In another life (but still within this incarnation) Ira has a Masters degree in Media Studies from The New School for Social Research which was conducted entirely online. He also has a PhD in Communications from McGill University. Ira taught New Media part-time at Ryerson University for five years.
Whoever created the Karmic wheel has a lot to answer for...
Information about It's Just the Chronosphere Unfolding as it Should:
Being the fourth novel in Ira Nayman’s increasingly improperly named Transdimensional Authority series (really, would it have killed him to plan the series more in advance? George R. R. Martin planned the first 137 books in his series - it will take more generations in his family to write than the books themselves actually chronicle - before he wrote a single word, and everybody knows where they stand with him), and featuring Time Agency agent Radames Trafshanian.
When Time Agency agent Radames Trafshanian is not trying to impress her good friend in the Transdimensional Authority, her very special friend, if you know what we mean (and, if you do, could you please tell us, because we’re not entirely certain…), she is busy trying to solve crimes against time (that is, crimes that are themselves against time, not trying to solve them against time - she’s not on the clock... well, she sort of is, but you know what we mean don’t you.
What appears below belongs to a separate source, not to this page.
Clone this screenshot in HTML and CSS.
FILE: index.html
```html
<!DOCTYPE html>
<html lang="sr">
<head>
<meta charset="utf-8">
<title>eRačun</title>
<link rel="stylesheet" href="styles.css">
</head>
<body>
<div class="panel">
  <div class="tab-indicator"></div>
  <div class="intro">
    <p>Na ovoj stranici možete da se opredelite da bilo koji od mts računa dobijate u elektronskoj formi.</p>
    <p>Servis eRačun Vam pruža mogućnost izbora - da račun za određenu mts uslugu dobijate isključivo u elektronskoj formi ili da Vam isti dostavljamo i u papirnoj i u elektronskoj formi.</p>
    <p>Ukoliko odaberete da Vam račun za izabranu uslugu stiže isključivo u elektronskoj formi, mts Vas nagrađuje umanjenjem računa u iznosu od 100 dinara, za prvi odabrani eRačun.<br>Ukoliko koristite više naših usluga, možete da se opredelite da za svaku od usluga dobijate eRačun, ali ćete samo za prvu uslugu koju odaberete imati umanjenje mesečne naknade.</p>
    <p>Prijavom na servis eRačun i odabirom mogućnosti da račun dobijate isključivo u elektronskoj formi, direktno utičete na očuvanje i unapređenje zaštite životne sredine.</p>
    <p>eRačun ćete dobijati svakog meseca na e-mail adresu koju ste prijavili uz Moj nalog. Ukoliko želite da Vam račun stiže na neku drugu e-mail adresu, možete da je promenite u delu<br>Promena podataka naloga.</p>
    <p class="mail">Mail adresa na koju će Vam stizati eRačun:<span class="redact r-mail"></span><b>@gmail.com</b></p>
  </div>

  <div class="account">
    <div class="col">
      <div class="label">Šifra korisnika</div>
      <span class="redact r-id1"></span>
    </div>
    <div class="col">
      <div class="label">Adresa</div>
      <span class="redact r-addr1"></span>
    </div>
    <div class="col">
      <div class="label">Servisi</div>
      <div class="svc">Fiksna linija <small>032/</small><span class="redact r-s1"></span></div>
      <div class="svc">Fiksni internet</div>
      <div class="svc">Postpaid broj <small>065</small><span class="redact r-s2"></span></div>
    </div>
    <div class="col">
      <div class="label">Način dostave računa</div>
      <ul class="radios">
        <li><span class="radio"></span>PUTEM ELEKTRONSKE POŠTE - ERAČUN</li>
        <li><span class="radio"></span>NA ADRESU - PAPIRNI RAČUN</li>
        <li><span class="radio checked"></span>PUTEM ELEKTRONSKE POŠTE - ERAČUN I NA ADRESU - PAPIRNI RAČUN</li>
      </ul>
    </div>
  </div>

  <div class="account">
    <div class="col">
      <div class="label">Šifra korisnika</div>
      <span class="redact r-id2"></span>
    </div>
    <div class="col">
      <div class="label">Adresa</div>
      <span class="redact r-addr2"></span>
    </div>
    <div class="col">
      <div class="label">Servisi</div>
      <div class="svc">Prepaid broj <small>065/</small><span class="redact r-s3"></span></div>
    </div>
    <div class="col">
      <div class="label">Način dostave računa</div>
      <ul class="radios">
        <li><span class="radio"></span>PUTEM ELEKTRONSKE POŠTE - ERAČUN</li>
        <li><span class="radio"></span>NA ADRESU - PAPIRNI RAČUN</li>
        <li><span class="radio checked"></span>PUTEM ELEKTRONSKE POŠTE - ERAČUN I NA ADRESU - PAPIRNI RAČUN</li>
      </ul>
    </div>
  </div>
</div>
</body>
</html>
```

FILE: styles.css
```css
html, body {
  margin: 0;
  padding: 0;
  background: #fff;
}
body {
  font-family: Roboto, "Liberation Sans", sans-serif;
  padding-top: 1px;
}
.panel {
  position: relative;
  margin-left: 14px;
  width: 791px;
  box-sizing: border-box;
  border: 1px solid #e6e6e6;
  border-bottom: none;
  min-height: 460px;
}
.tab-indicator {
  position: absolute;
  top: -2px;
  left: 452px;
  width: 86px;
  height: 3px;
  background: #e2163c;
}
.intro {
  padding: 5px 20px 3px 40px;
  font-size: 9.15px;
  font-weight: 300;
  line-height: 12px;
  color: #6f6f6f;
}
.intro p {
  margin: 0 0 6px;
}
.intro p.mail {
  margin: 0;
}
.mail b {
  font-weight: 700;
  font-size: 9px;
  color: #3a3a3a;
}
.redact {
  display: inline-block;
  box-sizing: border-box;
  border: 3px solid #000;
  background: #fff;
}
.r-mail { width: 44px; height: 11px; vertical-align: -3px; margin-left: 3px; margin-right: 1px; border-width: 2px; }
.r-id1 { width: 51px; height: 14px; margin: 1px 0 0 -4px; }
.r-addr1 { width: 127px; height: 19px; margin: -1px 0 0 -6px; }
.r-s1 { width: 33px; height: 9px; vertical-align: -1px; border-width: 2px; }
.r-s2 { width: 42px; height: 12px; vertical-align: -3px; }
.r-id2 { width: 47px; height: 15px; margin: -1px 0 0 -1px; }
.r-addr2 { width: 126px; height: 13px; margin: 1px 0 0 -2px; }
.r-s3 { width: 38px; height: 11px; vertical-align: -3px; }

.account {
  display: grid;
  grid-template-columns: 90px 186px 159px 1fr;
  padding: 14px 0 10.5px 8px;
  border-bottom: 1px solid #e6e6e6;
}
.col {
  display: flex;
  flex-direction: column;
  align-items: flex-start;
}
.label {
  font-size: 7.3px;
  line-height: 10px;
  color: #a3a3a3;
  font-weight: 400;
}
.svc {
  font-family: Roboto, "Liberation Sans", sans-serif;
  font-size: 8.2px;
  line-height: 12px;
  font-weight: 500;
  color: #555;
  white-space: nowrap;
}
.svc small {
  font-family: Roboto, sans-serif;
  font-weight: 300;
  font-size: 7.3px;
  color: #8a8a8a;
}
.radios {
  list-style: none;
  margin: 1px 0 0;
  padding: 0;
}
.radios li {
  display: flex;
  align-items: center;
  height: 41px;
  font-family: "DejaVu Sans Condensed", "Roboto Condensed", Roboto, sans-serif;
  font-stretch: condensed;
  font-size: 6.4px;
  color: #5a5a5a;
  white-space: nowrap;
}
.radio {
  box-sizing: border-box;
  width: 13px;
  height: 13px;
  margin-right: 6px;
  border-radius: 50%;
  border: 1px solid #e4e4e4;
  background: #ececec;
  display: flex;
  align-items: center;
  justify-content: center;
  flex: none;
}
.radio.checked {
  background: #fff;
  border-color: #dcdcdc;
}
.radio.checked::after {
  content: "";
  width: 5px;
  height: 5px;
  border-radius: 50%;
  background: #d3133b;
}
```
You don’t? Well then, you’ll have to read It’s Just the Chronosphere Unfolding as it Should to find out).
In this novel, which is not nearly as parenthetical as the previous paragraph may have led you to believe, we accompany Radames on her latest case, followed by her previous case (time travel’s like that) and on the way we find out much more about the origin of the Time Agency itself and why it’s organised like a Library, which is very timely (see what we did there?). Featuring guest appearances by Noomi Rapier, Elvis Presley and Margaret Atwo-.
A REVIEW OF IRA NAYMAN'S IT'S JUST THE CHRONOSPHERE UNFOLDING AS IT SHOULD
Ira Nayman's It's Just the Chronosphere Unfolding as it Should is the brilliant fourth novel in the Transdimensional Authority series of humorous science fiction novels. It's one of the funniest and most inventive humorous science fiction novels I've ever read, because the author blends elements of absurdism, satire, parody and sarcasm in a uniquely entertaining way and offers good laughs to readers who love humorous science fiction.
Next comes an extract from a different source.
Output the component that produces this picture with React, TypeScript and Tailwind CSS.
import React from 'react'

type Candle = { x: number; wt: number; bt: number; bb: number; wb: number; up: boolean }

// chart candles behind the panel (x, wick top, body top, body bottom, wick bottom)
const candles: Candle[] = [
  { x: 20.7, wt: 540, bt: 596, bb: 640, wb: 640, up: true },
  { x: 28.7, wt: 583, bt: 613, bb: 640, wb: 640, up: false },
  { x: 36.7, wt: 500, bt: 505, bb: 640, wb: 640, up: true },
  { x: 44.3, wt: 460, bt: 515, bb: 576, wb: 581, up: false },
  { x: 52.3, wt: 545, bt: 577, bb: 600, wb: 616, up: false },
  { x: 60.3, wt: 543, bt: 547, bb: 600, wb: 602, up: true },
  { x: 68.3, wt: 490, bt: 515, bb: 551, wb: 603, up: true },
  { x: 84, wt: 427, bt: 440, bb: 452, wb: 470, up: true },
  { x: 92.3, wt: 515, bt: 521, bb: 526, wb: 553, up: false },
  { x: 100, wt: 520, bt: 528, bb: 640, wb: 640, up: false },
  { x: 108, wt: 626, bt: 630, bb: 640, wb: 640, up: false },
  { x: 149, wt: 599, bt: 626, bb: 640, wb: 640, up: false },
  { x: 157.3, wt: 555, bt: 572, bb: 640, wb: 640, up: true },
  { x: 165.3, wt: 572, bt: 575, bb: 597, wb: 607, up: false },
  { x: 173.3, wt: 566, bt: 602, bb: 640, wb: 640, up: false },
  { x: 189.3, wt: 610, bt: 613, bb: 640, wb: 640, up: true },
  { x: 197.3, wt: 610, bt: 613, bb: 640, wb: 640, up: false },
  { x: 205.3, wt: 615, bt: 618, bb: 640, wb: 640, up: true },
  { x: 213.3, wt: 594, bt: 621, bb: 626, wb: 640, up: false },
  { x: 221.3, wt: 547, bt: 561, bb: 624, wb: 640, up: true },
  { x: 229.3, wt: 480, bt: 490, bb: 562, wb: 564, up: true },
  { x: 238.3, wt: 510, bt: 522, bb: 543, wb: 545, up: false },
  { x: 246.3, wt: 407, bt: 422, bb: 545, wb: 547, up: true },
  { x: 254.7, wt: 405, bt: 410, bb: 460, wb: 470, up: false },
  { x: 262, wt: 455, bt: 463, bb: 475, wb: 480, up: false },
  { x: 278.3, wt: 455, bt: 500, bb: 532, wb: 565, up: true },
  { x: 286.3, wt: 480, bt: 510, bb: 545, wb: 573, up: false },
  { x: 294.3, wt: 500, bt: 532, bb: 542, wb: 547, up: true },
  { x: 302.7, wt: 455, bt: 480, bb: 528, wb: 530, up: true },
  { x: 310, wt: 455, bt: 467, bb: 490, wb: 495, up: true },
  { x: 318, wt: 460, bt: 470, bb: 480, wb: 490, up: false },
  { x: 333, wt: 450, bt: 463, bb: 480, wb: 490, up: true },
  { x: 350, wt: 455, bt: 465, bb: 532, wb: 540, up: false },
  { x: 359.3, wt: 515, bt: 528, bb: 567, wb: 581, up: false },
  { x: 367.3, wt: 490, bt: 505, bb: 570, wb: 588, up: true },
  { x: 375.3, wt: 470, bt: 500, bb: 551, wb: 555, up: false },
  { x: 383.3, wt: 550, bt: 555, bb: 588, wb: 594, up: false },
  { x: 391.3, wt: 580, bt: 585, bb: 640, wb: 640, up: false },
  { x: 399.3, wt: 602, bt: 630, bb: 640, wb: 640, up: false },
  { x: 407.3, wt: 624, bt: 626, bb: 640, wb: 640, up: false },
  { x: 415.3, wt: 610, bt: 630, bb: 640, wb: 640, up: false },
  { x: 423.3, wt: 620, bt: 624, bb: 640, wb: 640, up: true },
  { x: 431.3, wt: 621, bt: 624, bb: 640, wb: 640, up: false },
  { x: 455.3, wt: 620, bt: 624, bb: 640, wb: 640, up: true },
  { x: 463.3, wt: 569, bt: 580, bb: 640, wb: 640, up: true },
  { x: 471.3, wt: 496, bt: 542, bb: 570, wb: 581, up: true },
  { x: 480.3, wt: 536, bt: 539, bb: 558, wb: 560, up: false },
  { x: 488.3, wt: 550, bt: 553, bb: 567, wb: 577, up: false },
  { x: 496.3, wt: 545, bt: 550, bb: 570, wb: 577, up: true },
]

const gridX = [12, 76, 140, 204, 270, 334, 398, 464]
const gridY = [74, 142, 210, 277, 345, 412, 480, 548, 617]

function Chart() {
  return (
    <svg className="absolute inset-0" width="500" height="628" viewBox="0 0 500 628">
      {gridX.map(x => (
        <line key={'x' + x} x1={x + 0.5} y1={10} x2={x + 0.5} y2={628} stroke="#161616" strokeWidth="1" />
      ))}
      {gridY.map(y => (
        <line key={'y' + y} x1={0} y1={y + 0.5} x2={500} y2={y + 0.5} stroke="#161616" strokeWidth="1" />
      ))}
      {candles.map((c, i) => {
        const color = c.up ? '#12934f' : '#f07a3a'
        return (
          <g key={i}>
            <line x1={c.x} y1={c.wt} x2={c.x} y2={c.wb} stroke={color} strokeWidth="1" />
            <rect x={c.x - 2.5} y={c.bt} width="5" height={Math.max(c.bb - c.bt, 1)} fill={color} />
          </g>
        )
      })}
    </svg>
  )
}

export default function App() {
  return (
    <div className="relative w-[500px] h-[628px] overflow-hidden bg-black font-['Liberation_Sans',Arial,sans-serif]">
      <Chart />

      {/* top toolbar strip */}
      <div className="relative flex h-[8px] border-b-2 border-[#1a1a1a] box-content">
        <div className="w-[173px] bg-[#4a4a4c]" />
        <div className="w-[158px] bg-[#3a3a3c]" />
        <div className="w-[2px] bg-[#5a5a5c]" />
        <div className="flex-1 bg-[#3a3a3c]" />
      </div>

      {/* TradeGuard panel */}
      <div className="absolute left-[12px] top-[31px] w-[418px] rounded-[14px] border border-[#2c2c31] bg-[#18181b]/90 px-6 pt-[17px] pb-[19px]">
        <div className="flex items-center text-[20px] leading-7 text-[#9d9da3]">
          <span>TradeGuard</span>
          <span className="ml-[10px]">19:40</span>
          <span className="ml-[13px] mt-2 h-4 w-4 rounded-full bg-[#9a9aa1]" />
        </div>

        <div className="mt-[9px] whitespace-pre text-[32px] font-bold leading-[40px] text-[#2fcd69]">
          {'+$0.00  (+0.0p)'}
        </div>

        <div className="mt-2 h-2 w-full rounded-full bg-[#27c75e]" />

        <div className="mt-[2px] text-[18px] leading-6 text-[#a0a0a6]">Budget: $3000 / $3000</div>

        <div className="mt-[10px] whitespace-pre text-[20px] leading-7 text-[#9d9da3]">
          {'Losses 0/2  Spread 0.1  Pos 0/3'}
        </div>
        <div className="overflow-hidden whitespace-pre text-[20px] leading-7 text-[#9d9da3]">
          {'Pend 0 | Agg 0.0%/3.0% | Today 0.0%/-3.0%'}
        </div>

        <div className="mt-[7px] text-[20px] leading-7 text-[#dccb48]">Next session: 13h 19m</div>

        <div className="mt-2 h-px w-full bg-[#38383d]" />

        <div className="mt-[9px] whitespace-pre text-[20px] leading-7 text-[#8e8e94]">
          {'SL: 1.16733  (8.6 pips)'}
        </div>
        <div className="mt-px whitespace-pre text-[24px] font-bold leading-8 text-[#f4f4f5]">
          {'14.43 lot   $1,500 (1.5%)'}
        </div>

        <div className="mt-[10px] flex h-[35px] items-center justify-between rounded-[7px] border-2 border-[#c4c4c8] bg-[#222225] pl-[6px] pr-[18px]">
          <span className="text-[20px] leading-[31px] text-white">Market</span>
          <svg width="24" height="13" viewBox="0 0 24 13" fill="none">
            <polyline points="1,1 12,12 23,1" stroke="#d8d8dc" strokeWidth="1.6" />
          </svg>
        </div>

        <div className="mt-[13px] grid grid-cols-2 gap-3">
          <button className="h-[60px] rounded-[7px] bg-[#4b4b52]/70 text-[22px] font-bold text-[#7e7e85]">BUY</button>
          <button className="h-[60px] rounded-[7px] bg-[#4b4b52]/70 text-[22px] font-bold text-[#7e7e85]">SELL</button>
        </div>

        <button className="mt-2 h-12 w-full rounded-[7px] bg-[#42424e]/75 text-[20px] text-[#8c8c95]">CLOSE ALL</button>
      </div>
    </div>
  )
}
Before I write more about this novel, I think it's good to mention that it can be read as a standalone novel. If you're worried about not knowing anything about the previous novels, you have nothing to worry about. You don't necessarily have to know anything about the previous three novels in order to enjoy the story. It's possible that certain things may feel a bit strange and vague if you have no previous knowledge about this series and certain characters, but you'll be able to enjoy the story.
It's been a while since I've read anything as amusing as this novel, because it's difficult to find this kind of humorous and satirical science fiction. In my opinion, Ira Nayman can be seen as a one-of-a-kind author who has no rivals at this moment.
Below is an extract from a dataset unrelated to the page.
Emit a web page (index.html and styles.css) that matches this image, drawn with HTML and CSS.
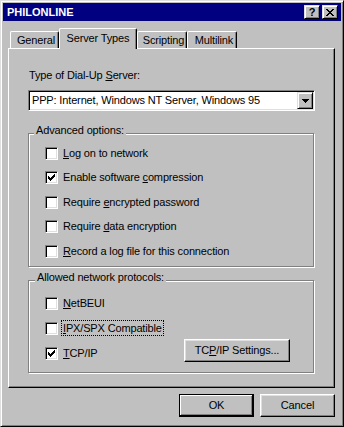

I was amazed at how fresh It's Just the Chronosphere Unfolding as it Should felt when I began to read it. It's great that Ira Nayman has decided to write about the happenings from the point of view of a new protagonist, because it brings plenty of freshness to the Transdimensional Authority series. In the previous novels the protagonists have been Noomi Rapier and Crash Chumley, but now Time Agency agent Radames Trafshanian takes her place in the spotlight.
What makes this novel especially interesting is that it is in equal parts a small town novel, a satirical/parodical novel and a science fiction novel. All of the different elements are in good balance and together they form a highly enjoyable and original story.
Here's a bit of information about the story:
- In the beginning, Time Agency Agent Radames Trafshanian meets Elvis Presley. Elvis thinks that he has made a deal with Lucifer about living forever, but instead he has made a deal with a minor demon called Gorgon Zola who has transported him to the end of the universe. Radames explains that its her job to collect everybody who has been scammed by the demon. Elvis hears that he can't be sent back to his own time, because he has no soul...
- Dingle Dell is a place where nothing much happens of interest to anyone outside of the town, but things are about to change. Molly Holtzschlag works as a teacher at William Dexter High and experiences something strange when her dead husband, who has been a math teacher, appears to her and causes amazement. Soon Jefferson Lickspottle, who works at Dingle Dell's hardware store, meets a younger version of himself who claims to work at the store. These two incidents are the beginning of a chain of strange events in the town...
- Soon Radames Trafshanian travels to Dingle Dell and begins to investigate what has happened...
This is the beginning of a humour-filled science fiction story featuring eccentric characters and strange happenings.
The characterisation works well, because Ira Nayman wonderfully highlights the eccentricity and quirkiness of the characters by writing about what they do and how they react to changes in their lives. The characters have their own lives, problems and feelings that they try to deal with as well as they can.
Radames Trafshanian is an interesting protagonist. The author writes fluently about what kind of a person she is, what she does in her free time and how she does her investigations.
Glimpses into Radames' private life and feelings reveal quite a lot about her. I enjoyed reading about how she felt about a certain someone and how she dealt with her feelings. (I'm not going to mention here who this certain someone is, so you'll have to read the whole story in order to find out who this person is.)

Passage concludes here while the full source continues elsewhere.